Part of a data file:
######
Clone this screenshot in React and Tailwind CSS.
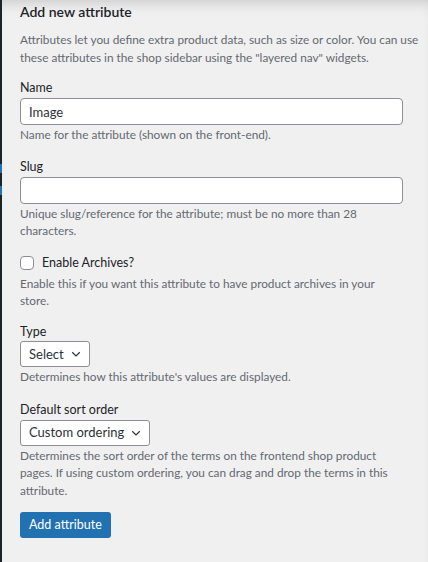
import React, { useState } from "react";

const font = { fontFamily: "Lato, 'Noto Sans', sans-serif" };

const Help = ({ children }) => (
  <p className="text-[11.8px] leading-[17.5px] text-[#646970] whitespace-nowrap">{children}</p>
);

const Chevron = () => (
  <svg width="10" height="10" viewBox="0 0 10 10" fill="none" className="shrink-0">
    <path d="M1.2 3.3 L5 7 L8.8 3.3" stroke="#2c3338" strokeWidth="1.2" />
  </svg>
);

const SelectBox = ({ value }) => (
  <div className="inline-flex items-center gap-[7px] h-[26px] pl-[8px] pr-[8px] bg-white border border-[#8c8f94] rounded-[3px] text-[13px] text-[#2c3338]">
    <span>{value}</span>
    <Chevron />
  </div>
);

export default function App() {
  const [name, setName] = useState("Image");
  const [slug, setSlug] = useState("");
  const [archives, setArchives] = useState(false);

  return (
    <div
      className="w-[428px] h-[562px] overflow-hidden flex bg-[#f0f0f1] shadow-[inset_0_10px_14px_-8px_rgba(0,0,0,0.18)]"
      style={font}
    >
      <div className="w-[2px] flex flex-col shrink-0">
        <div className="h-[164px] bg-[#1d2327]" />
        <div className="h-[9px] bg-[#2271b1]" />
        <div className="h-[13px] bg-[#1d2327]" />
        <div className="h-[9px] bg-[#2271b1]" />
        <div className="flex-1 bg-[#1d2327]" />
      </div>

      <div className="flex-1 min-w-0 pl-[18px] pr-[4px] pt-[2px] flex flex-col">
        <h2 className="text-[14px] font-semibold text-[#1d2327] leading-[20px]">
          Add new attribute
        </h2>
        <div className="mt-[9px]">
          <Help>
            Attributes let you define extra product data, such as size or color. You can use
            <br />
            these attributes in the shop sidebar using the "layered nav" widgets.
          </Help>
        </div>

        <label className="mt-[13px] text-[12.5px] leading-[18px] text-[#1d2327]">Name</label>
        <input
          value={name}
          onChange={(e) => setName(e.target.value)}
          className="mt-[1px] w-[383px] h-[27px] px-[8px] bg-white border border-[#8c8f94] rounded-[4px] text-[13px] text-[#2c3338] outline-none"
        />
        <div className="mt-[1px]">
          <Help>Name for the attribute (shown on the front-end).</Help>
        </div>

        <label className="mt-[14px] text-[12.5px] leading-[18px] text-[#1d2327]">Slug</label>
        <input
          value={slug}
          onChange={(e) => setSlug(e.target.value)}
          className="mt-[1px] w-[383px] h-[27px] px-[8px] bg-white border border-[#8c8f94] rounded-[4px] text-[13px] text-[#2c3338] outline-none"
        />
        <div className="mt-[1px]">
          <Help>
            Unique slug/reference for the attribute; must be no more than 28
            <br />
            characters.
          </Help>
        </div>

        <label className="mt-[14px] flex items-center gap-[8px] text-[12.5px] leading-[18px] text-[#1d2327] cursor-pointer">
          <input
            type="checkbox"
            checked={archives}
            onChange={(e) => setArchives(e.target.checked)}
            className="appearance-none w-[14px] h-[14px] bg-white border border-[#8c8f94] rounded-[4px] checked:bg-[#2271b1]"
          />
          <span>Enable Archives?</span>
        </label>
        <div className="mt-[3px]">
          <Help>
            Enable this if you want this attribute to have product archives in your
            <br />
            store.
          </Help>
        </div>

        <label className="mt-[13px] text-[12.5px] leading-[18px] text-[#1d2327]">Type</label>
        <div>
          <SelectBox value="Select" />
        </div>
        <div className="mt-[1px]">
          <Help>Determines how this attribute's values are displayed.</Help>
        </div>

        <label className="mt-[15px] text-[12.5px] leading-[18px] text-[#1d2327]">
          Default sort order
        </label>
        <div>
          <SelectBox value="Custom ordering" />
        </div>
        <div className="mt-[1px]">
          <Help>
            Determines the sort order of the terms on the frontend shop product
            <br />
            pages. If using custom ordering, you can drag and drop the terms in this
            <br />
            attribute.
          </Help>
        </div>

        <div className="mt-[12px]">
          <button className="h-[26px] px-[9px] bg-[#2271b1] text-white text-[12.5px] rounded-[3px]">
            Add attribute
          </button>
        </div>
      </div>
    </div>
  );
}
######
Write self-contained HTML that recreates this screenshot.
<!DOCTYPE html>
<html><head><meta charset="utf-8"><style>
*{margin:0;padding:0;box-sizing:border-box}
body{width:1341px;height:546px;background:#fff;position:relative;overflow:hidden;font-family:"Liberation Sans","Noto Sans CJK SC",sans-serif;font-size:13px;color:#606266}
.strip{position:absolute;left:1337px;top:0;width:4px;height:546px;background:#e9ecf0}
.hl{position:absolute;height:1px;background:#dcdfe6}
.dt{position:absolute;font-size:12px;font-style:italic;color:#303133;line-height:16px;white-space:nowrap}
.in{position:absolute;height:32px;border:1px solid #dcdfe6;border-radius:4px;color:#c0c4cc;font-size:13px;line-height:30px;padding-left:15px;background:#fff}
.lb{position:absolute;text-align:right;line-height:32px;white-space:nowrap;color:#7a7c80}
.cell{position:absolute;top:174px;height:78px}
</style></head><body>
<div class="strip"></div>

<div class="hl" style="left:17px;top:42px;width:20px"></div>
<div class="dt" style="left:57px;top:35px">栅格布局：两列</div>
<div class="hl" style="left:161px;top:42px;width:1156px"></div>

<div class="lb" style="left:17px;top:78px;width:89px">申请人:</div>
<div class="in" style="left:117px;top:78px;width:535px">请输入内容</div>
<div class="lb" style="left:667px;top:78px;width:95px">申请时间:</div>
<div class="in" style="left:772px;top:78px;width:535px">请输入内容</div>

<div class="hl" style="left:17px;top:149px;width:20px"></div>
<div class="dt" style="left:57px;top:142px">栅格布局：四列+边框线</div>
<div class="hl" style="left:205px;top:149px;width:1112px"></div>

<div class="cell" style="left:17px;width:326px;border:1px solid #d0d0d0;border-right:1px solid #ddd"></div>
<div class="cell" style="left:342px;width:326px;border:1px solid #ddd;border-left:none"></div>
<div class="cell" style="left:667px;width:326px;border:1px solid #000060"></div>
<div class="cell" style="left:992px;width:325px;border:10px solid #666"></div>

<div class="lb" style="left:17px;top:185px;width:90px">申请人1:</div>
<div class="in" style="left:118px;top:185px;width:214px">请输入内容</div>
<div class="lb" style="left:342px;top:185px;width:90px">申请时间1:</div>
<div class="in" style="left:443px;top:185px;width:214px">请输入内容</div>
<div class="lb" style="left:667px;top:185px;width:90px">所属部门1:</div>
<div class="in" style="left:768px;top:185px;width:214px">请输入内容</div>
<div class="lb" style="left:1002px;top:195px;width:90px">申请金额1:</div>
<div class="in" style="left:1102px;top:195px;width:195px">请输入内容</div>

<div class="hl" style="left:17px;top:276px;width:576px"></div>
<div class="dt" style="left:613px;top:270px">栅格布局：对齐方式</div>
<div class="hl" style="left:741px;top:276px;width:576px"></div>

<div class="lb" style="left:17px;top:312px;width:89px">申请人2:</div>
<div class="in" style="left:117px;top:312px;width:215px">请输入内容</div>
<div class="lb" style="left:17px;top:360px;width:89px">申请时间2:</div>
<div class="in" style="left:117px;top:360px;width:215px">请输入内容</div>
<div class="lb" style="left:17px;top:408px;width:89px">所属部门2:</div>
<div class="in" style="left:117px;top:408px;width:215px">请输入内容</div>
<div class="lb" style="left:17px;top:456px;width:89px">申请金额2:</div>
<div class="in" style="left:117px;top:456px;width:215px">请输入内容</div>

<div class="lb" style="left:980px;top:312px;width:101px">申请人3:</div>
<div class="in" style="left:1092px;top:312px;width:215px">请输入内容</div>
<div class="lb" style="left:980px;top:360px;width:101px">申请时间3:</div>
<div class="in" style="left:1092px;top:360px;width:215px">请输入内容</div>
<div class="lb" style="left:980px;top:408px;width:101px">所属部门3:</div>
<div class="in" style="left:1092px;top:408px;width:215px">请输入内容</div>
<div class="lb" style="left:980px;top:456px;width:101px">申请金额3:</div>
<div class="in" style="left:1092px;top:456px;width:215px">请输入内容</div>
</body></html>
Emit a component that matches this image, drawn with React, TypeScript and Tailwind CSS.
######
Leave the pictures aside and restate exactly the lines from the one containing "Clone this screenshot" to the one containing "const [archives, setArchives]", those two lines included.

### Written reply
Clone this screenshot in React and Tailwind CSS.
import React, { useState } from "react";

const font = { fontFamily: "Lato, 'Noto Sans', sans-serif" };

const Help = ({ children }) => (
  <p className="text-[11.8px] leading-[17.5px] text-[#646970] whitespace-nowrap">{children}</p>
);

const Chevron = () => (
  <svg width="10" height="10" viewBox="0 0 10 10" fill="none" className="shrink-0">
    <path d="M1.2 3.3 L5 7 L8.8 3.3" stroke="#2c3338" strokeWidth="1.2" />
  </svg>
);

const SelectBox = ({ value }) => (
  <div className="inline-flex items-center gap-[7px] h-[26px] pl-[8px] pr-[8px] bg-white border border-[#8c8f94] rounded-[3px] text-[13px] text-[#2c3338]">
    <span>{value}</span>
    <Chevron />
  </div>
);

export default function App() {
  const [name, setName] = useState("Image");
  const [slug, setSlug] = useState("");
  const [archives, setArchives] = useState(false);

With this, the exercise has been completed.